The general rule for an equation with an absolute value is a bit complicated:
This statement … is equivalent to this statment.
|a| = b; a = −b or a = b, and b ≥ 0.
Fortunately, when you replace b by a constant, it's obvious whether the last condition is true or not. So normally you just have to look at two possibilities.

Here's an example to show what I mean:

• |2r + 5| = 7 — original statement;
• 2r + 5 = −7 or 2r + 5 = 7, and 7 ≥ 0 — freed of absolute values;
• 2r + 5 = −7 or 2r + 5 = 7 — since in fact 7 > 0;
• 2r = −12 or 2r = 2 — subtract 5 from both sides of each equation;
• r = −6 or r = 1 — divide both sides of each equation by 2;
• r ∈ {−6, 1} — solution set (optional).

Normally, you wouldn't even bother to write down the bit about 7 ≥ 0; since you can see right away that this is true, you go on directly to the next step. Here's an example where I do just that:

• |4c − 8| = 6 — original statement;
• 4c − 8 = −6 or 4c − 8 = 6 — freed of absolute values, since 6 ≥ 0;
• 4c = 2 or 4c = 14 — add 8 to both sides of each equation;
• c = 1/2 or c = 7/2 — divide both sides of each equation by 4;
• c ∈ {1/2, 7/2} — solution set (optional).
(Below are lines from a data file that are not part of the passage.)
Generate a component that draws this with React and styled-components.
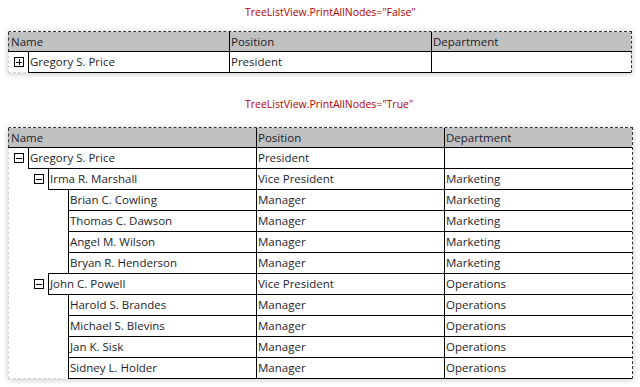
import React from 'react';
import styled, { createGlobalStyle } from 'styled-components';

const GlobalStyle = createGlobalStyle`
  html, body {
    margin: 0;
    padding: 0;
    background: #ffffff;
  }
  body {
    font-family: "Open Sans", "Liberation Sans", sans-serif;
  }
`;

const Page = styled.div`
  width: 640px;
  height: 387px;
  padding: 4px 0 0 8px;
  box-sizing: border-box;
  display: flex;
  flex-direction: column;
`;

const Title = styled.div`
  height: 16px;
  line-height: 16px;
  margin: ${(p) => p.$top}px 0 ${(p) => p.$bottom}px 237px;
  font-size: 10.5px;
  color: #b80000;
  white-space: nowrap;
`;

const Sheet = styled.div`
  width: ${(p) => p.$width}px;
  box-sizing: border-box;
  border-top: 1px dashed #333;
  border-right: 1px dashed #333;
  border-left: 1px dashed #d4d4d4;
  border-bottom: 1px dashed #d4d4d4;
  box-shadow: 0 1px 6px rgba(0, 0, 0, 0.22);
  background: #fff;
  display: flex;
  flex-direction: column;
`;

const HeaderRow = styled.div`
  display: grid;
  grid-template-columns: ${(p) => p.$cols};
  height: 20px;
  box-sizing: border-box;
  margin-left: -1px;
  border-left: 1px dashed #333;
  border-bottom: 1px solid #000;
  background: #c0c0c0;
`;

const HeaderCell = styled.div`
  padding-left: ${(p) => (p.$first ? 2 : 1)}px;
  border-left: ${(p) => (p.$first ? 'none' : '1px solid #000')};
  font-size: 11.5px;
  line-height: 19px;
  color: #1e1e2a;
  white-space: nowrap;
  overflow: hidden;
`;

const Row = styled.div`
  display: grid;
  grid-template-columns: ${(p) => p.$cols};
  height: 22px;
  margin-top: -1px;
  margin-bottom: ${(p) => (p.$last ? -1 : 0)}px;
`;

const NameCell = styled.div`
  display: flex;
  padding-left: ${(p) => p.$level * 20}px;
  min-width: 0;
`;

const ExpanderSlot = styled.div`
  width: 19px;
  flex: none;
  display: flex;
  align-items: center;
  justify-content: center;
`;

const Cell = styled.div`
  flex: 1;
  min-width: 0;
  box-sizing: border-box;
  border-top: 1px solid #000;
  border-bottom: 1px solid #000;
  border-left: 1px solid #000;
  padding-left: 1px;
  font-size: 11.5px;
  line-height: 20px;
  color: #1e1e2a;
  white-space: nowrap;
  overflow: hidden;
`;

const Expander = ({ open }) => (
  <svg width="10" height="10" viewBox="0 0 10 10" shapeRendering="crispEdges">
    <rect x="0.5" y="0.5" width="9" height="9" fill="#fff" stroke="#000" />
    <line x1="2" y1="5" x2="8" y2="5" stroke="#000" />
    {!open && <line x1="5" y1="2" x2="5" y2="8" stroke="#000" />}
  </svg>
);

const people = [
  { name: 'Gregory S. Price', position: 'President', dept: '', level: 0, kids: true },
  { name: 'Irma R. Marshall', position: 'Vice President', dept: 'Marketing', level: 1, kids: true },
  { name: 'Brian C. Cowling', position: 'Manager', dept: 'Marketing', level: 2 },
  { name: 'Thomas C. Dawson', position: 'Manager', dept: 'Marketing', level: 2 },
  { name: 'Angel M. Wilson', position: 'Manager', dept: 'Marketing', level: 2 },
  { name: 'Bryan R. Henderson', position: 'Manager', dept: 'Marketing', level: 2 },
  { name: 'John C. Powell', position: 'Vice President', dept: 'Operations', level: 1, kids: true },
  { name: 'Harold S. Brandes', position: 'Manager', dept: 'Operations', level: 2 },
  { name: 'Michael S. Blevins', position: 'Manager', dept: 'Operations', level: 2 },
  { name: 'Jan K. Sisk', position: 'Manager', dept: 'Operations', level: 2 },
  { name: 'Sidney L. Holder', position: 'Manager', dept: 'Operations', level: 2 },
];

const TreeList = ({ width, cols, rows, open }) => (
  <Sheet $width={width}>
    <HeaderRow $cols={cols}>
      <HeaderCell $first>Name</HeaderCell>
      <HeaderCell>Position</HeaderCell>
      <HeaderCell>Department</HeaderCell>
    </HeaderRow>
    {rows.map((r, i) => (
      <Row key={r.name} $cols={cols} $last={i === rows.length - 1}>
        <NameCell $level={r.level}>
          <ExpanderSlot>{r.kids && <Expander open={open} />}</ExpanderSlot>
          <Cell>{r.name}</Cell>
        </NameCell>
        <Cell>{r.position}</Cell>
        <Cell>{r.dept}</Cell>
      </Row>
    ))}
  </Sheet>
);

const App = () => (
  <>
    <GlobalStyle />
    <Page>
      <Title $top={0} $bottom={11}>TreeListView.PrintAllNodes="False"</Title>
      <TreeList width={624} cols="220px 202px 1fr" rows={people.slice(0, 1)} open={false} />
      <Title $top={23} $bottom={15}>TreeListView.PrintAllNodes="True"</Title>
      <TreeList width={625} cols="247px 188px 1fr" rows={people} open />
    </Page>
  </>
);

export default App;
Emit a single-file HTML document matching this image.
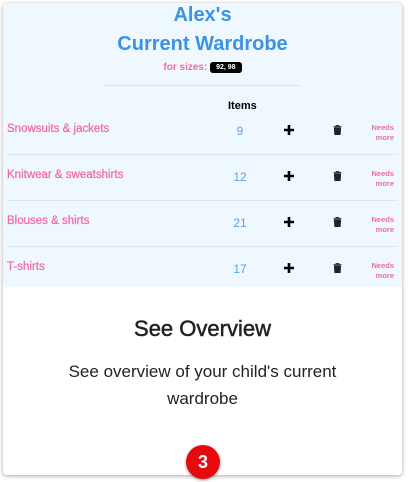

Still, you do have to think about that bit; compare this example:

• |2x − 3| = −5 — original statement;
• 2x − 3 = 5 or 2x − 3 = −5, and −5 ≥ 0 — freed of absolute values;
• False — since in fact −5 < 0;
• x ∈ ∅ — solution set (optional).
If I'd forgotten to check whether −5 ≥ 0 and just pressed on with the two equations, then I'd have gotten −1 and 4 as solutions, but these are wrong. (If you put them in for x in |2x − 3|, you'll get 5, not −5.) Again, if you remember that an absolute value can never be negative, then you won't fall into this trap!

## Isolating the absolute value

The rules above only apply directly if the absolute value is alone on one side of the equation or inequality. If this is not so, then you can still solve it, but you first have to isolate the absolute value.
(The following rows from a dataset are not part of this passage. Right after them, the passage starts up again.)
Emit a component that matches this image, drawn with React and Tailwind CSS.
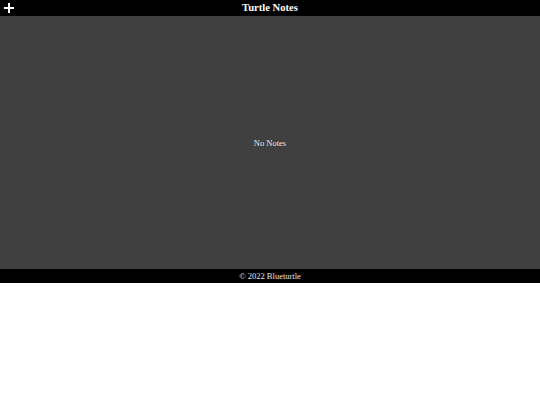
export default function App() {
  return (
    <div className="w-[540px] font-['Liberation_Serif',serif] text-white">
      <header className="relative flex h-4 items-center justify-center bg-black">
        <button className="absolute left-[3px] top-[2px] flex h-3 w-3 items-center justify-center">
          <svg width="12" height="12" viewBox="0 0 12 12">
            <path d="M6 1V11M1 6H11" stroke="white" strokeWidth="2" />
          </svg>
        </button>
        <h1 className="text-[10.6px] font-bold leading-4">Turtle Notes</h1>
      </header>
      <main className="flex h-[253px] items-center justify-center bg-[#404040]">
        <p className="text-[8.5px] leading-3 text-[#e6e6e6]">No Notes</p>
      </main>
      <footer className="flex h-[14px] items-center justify-center bg-black">
        <p className="text-[8.5px] leading-3 text-[#e6e6e6]">© 2022 Blueturtle</p>
      </footer>
    </div>
  );
}
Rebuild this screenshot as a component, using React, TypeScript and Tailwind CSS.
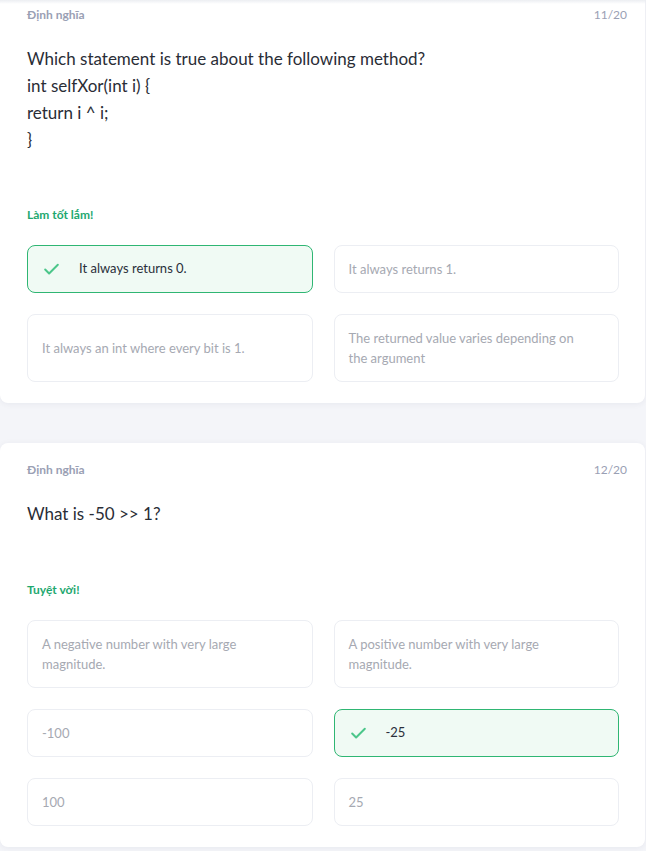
import { Check } from 'lucide-react';

type Opt = { text: string; correct?: boolean };

const q1: Opt[][] = [
  [{ text: 'It always returns 0.', correct: true }, { text: 'It always returns 1.' }],
  [{ text: 'It always an int where every bit is 1.' }, { text: 'The returned value varies depending on the argument' }],
];

const q2: Opt[][] = [
  [{ text: 'A negative number with very large magnitude.' }, { text: 'A positive number with very large magnitude.' }],
  [{ text: '-100' }, { text: '-25', correct: true }],
  [{ text: '100' }, { text: '25' }],
];

function Option({ o, tall }: { o: Opt; tall: boolean }) {
  if (o.correct) {
    return (
      <div className={`flex items-center rounded-lg border border-[#2fb673] bg-[#f0faf4] pl-[14px] pr-4 ${tall ? 'h-[68px]' : 'h-[48px]'}`}>
        <Check className="w-[19px] h-[19px] text-[#4cc68a]" strokeWidth={2.5} />
        <span className="ml-[18px] text-[13px] text-[#2a2f3a]">{o.text}</span>
      </div>
    );
  }
  return (
    <div className={`flex items-center rounded-lg border border-[#eceef3] bg-white pl-[14px] pr-[40px] ${tall ? 'h-[68px]' : 'h-[48px]'}`}>
      <span className="text-[13px] leading-[20px] text-[#a6a9b2]">{o.text}</span>
    </div>
  );
}

function Card({ num, lines, praise, rows, gapTop }: { num: string; lines: string[]; praise: string; rows: Opt[][]; gapTop: string }) {
  return (
    <div className="w-[645px] rounded-lg bg-white shadow-[0_1px_6px_rgba(20,30,60,0.06)] pl-[27px] pr-[26px] pt-[14px] pb-[21px]">
      <div className="flex items-center justify-between h-[26px]">
        <span className="text-[12px] font-bold text-[#9aa0b4]">Định nghĩa</span>
        <span className="text-[12px] text-[#9aa0b4] mr-[-8px]">{num}</span>
      </div>
      <div className="mt-[17px] text-[17px] leading-[27px] text-[#2a2d36]">
        {lines.map((l) => (
          <div key={l}>{l}</div>
        ))}
      </div>
      <div className={`${gapTop} text-[12px] leading-[18px] font-bold text-[#1ea86f]`}>{praise}</div>
      <div className="mt-[21px] flex flex-col gap-[21px]">
        {rows.map((r, i) => {
          const tall = r.some((o) => o.text.length > 40);
          return (
            <div key={i} className="grid grid-cols-2 gap-[21px]">
              {r.map((o) => (
                <Option key={o.text} o={o} tall={tall} />
              ))}
            </div>
          );
        })}
      </div>
    </div>
  );
}

export default function App() {
  return (
    <div className="relative min-h-[851px] bg-[#f4f5f9] overflow-hidden" style={{ fontFamily: 'Lato, "Open Sans", sans-serif' }}>
      <div className="absolute top-0 left-0 right-0 h-[4px] bg-gradient-to-b from-[#eceef2] to-transparent" />
      <div className="-mt-[12px]">
        <Card
          num="11/20"
          lines={['Which statement is true about the following method?', 'int selfXor(int i) {', 'return i ^ i;', '}']}
          praise="Làm tốt lắm!"
          rows={q1}
          gapTop="mt-[53px]"
        />
      </div>
      <div className="h-[40px]" />
      <Card num="12/20" lines={['What is -50 >> 1?']} praise="Tuyệt vời!" rows={q2} gapTop="mt-[54px]" />
    </div>
  );
}
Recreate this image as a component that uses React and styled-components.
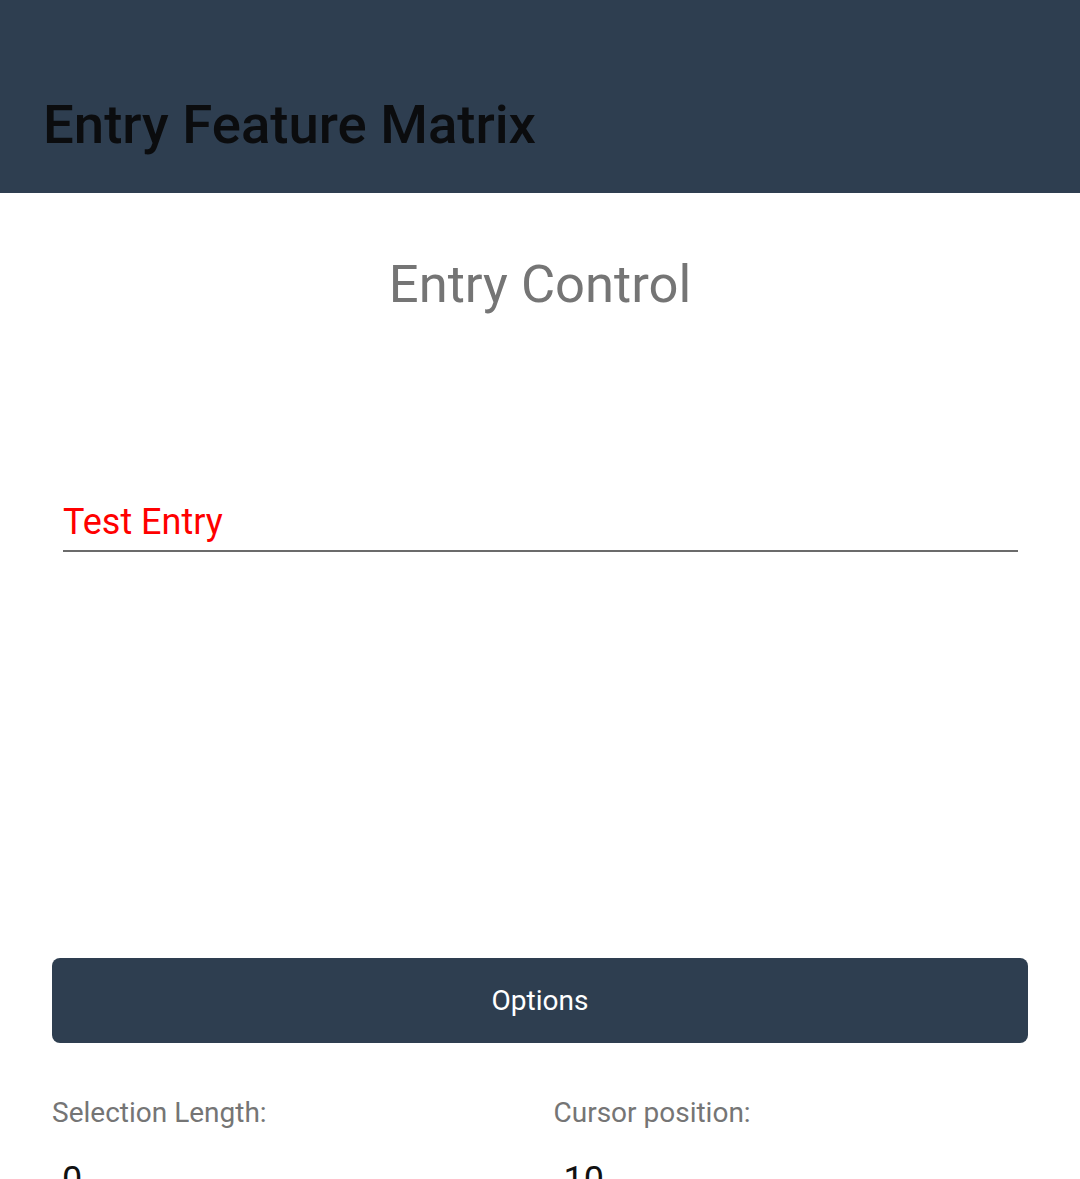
import React from 'react';
import styled, { createGlobalStyle } from 'styled-components';

const GlobalStyle = createGlobalStyle`
  html, body {
    margin: 0;
    padding: 0;
    background: #ffffff;
    font-family: Roboto, "Liberation Sans", sans-serif;
  }
`;

const Page = styled.div`
  width: 1080px;
  height: 1179px;
  overflow: hidden;
  display: flex;
  flex-direction: column;
`;

const Toolbar = styled.header`
  flex-shrink: 0;
  height: 193px;
  background: #2e3e50;
  display: flex;
  align-items: flex-end;
  padding: 0 43px 42px;
  box-sizing: border-box;
`;

const ToolbarTitle = styled.h1`
  margin: 0;
  font-size: 54.5px;
  font-weight: 500;
  color: #0b0c0e;
  line-height: 1;
`;

const Content = styled.main`
  flex-shrink: 0;
  display: flex;
  flex-direction: column;
  padding: 0 52px;
`;

const PageTitle = styled.h2`
  margin: 58px 0 0;
  text-align: center;
  font-size: 52.5px;
  font-weight: 400;
  color: #757575;
  line-height: 66px;
`;

const EntryField = styled.div`
  margin: 183px 10px 0 11px;
  border-bottom: 2px solid #6b6b6b;
  padding-bottom: 6px;
`;

const EntryText = styled.div`
  font-size: 36px;
  color: #ff0000;
  line-height: 44px;
`;

const OptionsButton = styled.button`
  flex-shrink: 0;
  margin-top: 406px;
  height: 85px;
  border: none;
  border-radius: 8px;
  background: #2e3e50;
  color: #ffffff;
  font-family: Roboto, "Liberation Sans", sans-serif;
  font-size: 28px;
`;

const StatsGrid = styled.div`
  display: grid;
  grid-template-columns: 1fr 1fr;
  column-gap: 27px;
  margin-top: 52px;
`;

const Stat = styled.div`
  display: flex;
  flex-direction: column;
`;

const StatLabel = styled.div`
  font-size: 28px;
  color: #757575;
  line-height: 36px;
`;

const StatValue = styled.div`
  margin-top: 27px;
  padding-left: 10px;
  font-size: 36px;
  color: #111111;
  line-height: 44px;
`;

export default function App() {
  return (
    <Page>
      <GlobalStyle />
      <Toolbar>
        <ToolbarTitle>Entry Feature Matrix</ToolbarTitle>
      </Toolbar>
      <Content>
        <PageTitle>Entry Control</PageTitle>
        <EntryField>
          <EntryText>Test Entry</EntryText>
        </EntryField>
        <OptionsButton>Options</OptionsButton>
        <StatsGrid>
          <Stat>
            <StatLabel>Selection Length:</StatLabel>
            <StatValue>0</StatValue>
          </Stat>
          <Stat>
            <StatLabel>Cursor position:</StatLabel>
            <StatValue>10</StatValue>
          </Stat>
        </StatsGrid>
      </Content>
    </Page>
  );
}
To do this, pretend that the absolute value is itself a single thing (don't pay any attention for now to what's inside it), and this thing is the variable that you're solving for.

For example:

• |y + 2| − 5 = 7 — original problem;
• |y + 2| = 12 — add 5 to both sides to isolate the absolute value;
• y + 2 = −12 or y + 2 = 12 — now freed of absolute values, since 12 ≥ 0;
• y = −14 or y = 10 — subtract 2 from both sides of each equation;
• y ∈ {−14, 10} — solution set (optional).
Here, I had to add 5 to both sides to get the absolute value alone, just like I would have done if I'd wanted to solve u − 5 = 7.

Here's another example:

• 3|k − 9| ≤ 12 — original problem;
• |k − 9| ≤ 4 — divide both sides by 3 to isolate the absolute value;
• −4 ≤ k − 9 ≤ 4 — now freed of absolute values;
• 5 ≤ k ≤ 13 — add 9 to all sides;
• k ∈ [5, 13] — solution set (optional).
This time the first step —to divide by 3— is the same as it would be to solve 3x ≤ 12.
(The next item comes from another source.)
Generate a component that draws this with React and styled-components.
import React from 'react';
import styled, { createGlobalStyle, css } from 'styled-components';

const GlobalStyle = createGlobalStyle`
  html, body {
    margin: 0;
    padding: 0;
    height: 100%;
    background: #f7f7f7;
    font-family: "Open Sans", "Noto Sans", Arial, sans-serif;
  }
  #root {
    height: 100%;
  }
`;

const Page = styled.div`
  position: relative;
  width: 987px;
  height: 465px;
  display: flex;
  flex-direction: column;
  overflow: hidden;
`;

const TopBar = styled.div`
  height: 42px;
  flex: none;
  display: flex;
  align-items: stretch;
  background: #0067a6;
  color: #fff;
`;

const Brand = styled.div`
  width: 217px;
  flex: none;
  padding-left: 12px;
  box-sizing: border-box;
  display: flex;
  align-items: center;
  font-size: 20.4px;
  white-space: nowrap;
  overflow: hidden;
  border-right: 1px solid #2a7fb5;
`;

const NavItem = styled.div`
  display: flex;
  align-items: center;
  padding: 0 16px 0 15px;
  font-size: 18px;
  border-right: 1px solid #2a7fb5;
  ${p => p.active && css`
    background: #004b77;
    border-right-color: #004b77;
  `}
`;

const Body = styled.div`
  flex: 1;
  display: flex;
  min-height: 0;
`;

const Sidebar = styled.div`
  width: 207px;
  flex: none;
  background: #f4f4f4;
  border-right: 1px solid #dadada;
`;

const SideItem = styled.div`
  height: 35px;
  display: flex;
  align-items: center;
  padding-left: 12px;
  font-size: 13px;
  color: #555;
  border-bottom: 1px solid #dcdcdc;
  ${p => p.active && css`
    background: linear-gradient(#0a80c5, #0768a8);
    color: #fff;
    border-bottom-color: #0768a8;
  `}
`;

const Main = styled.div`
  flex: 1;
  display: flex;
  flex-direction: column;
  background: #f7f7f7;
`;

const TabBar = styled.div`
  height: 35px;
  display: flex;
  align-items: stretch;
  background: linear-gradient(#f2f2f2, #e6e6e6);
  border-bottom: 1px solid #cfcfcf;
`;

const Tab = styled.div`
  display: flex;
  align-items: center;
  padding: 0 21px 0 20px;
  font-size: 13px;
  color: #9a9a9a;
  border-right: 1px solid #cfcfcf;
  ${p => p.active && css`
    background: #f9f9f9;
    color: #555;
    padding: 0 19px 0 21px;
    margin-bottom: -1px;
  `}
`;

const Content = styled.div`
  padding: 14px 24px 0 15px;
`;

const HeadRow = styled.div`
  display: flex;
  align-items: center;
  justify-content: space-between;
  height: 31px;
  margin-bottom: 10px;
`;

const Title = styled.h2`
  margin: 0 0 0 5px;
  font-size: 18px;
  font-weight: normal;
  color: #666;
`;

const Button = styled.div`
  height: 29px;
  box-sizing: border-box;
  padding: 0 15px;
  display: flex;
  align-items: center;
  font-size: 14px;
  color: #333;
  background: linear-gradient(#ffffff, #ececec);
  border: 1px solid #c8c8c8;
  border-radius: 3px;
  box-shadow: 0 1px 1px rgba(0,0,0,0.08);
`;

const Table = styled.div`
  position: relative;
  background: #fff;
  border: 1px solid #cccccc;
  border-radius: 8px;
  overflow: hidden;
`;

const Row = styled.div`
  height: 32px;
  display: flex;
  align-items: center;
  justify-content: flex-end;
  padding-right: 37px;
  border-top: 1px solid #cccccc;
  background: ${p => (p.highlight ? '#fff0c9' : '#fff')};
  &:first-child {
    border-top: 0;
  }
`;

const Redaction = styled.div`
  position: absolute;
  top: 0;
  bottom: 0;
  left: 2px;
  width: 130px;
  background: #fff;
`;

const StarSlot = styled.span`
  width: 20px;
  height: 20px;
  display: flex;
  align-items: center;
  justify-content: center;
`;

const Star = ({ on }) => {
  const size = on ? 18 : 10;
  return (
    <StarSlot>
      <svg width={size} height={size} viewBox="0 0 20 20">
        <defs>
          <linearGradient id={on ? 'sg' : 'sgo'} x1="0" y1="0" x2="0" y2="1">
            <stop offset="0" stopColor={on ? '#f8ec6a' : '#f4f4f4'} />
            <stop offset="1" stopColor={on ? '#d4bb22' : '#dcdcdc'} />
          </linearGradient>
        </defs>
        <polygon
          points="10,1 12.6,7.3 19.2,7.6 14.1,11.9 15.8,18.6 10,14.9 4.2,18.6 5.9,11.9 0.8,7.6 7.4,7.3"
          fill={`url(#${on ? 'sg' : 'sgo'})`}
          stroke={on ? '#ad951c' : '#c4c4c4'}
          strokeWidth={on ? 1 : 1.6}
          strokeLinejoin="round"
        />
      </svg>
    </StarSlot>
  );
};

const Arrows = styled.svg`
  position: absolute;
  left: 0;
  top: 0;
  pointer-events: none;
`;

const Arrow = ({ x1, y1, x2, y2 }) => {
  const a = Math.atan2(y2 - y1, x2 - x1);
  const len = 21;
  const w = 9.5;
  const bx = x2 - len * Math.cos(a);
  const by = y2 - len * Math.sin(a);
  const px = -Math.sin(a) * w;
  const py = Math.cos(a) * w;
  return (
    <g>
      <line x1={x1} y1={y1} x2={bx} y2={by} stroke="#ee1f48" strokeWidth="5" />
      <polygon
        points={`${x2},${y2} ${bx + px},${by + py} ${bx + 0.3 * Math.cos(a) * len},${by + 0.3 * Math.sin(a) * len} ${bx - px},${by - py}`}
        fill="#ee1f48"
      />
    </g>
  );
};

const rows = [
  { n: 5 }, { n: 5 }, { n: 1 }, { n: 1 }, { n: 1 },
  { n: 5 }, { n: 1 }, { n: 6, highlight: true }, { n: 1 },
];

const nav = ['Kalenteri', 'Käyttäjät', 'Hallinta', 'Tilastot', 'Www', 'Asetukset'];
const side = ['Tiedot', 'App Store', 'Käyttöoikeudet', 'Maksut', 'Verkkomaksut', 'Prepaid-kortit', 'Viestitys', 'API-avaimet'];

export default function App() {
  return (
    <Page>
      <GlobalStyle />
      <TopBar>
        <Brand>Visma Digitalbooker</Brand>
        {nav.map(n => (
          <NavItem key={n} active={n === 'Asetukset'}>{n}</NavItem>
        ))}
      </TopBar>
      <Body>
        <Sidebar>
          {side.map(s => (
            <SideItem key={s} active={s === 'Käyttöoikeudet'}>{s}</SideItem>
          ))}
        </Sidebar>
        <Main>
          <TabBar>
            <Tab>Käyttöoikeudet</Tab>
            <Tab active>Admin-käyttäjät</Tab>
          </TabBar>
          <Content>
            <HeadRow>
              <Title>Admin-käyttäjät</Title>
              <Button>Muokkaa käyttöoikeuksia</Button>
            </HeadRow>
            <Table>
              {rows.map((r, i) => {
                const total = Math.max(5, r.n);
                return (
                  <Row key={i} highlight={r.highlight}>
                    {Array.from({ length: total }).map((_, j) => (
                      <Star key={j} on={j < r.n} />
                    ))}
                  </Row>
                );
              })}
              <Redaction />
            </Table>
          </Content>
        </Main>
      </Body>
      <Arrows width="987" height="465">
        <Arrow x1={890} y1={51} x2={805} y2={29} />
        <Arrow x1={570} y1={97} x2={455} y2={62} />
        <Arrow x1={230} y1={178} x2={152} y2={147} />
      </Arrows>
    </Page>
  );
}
## Equating two absolute values

You might also see an equation with two (or even more) absolute values in it! In general, this can be a quite complicated affair; first, you have to isolate one absolute value and get rid of it, then (in every statement that results) you have to isolate the other absolute value and get rid of it. In principle, you can always do it, but it can be a big mess!

However, if you simply want to say that the two absolute values are equal, then everything becomes much easier. The reason is that two real numbers have the same absolute value exactly when they are either equal or opposite:

This statement … is equivalent to this statment.
|a| = |b|; a = b or a + b = 0.

For example:

• |2x + 4| = |x − 9| — original problem;
• 2x + 4 = x − 9 or (2x + 4) + (x − 9) = 0 — freed of absolute values;
• x + 4 = −9 or 3x − 5 = 0 — subtract x from both sides of the first equation, and simplify the left side of the second equation;
• x = −13 or 3x = 5 — subtract 4 from both sides of the first equation, and add 5 to both sides of the second equation;
• x = −13 or x = 5/3 — divide both sides of the second equation by 3;
• x ∈ {−13, 5/3} — solution set (optional).
This is a little more complicated than the other examples on this page, because the same steps won't solve both equations; you really have to treat them separately. But you can do it.

Occasionally you can get a degenerate one of these too. For example:

• |3t + 4| = |3t + 2| — original problem;
• 3t + 4 = 3t + 2 or (3t + 4) + (3t + 2) = 0 — freed of absolute values;
• 4 = 2 or 6t + 6 = 0 — subtract 3t from both sides of the first equation, and simplify the left side of the second equation;
• 6t + 6 = 0 — in fact 4 > 2;
• 6t = −6 — subtract 6 from both sides of the remaining equation;
• t = −1 — divide both sides of the equation by 6;
• t ∈ {−1} — solution set (optional).
So usually there are two solutions, one for each equation; but sometimes there may be only one (if one equation is always false), or everything may be a solution (if one equation is always true, for example |5 − y| = |y − 5|).